Vertical Integration Offers Lifeline for Ethiopian Coffee

Challenges of successfully implementing vertical integration strategies prompted lively discussions from stakeholders in the coffee supply chain while championing the approach for boosting coffee exports and enriching the lives of coffee farmers. A staggering 90pc of Ethiopia’s 1.3 billion dollars coffee export revenues in 2023 originated from such arrangements, with the remainder facilitated through the Ethiopian Commodity Exchange (ECX). A recent meeting at the Elily Hotel, near Guinea Conakry St., brought stakeholders together to dissect the challenges and opportunities with Adugna Debela (PhD), head of the Ethiopian Coffee & Tea Authority, asserting that vertical integration has led to a significant increase in coffee cultivation area, jumping from 756,000hct to roughly 1.1 million hectares in four years.
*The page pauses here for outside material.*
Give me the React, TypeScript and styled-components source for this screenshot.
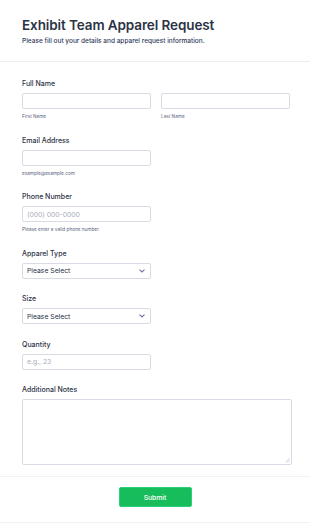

However, the rosy picture painted by Adugna is not without its critics. Coffee supplier Nigussie Gemeda contests the claim of improved livelihoods for farmers, highlighting the persistent presence of intermediaries and brokers who continue to siphon off substantial profits. Prominent exporters like Israel Degega, CEO of the Kerchanse Group, echo concerns about inadequate financing within the system, acknowledging the potential misuse of preferential loan programs by some exporters. Adugna acknowledged contract defaults, exaggerated offers, and delayed payments as lingering challenges that prevent vertical integration from reaching its full potential.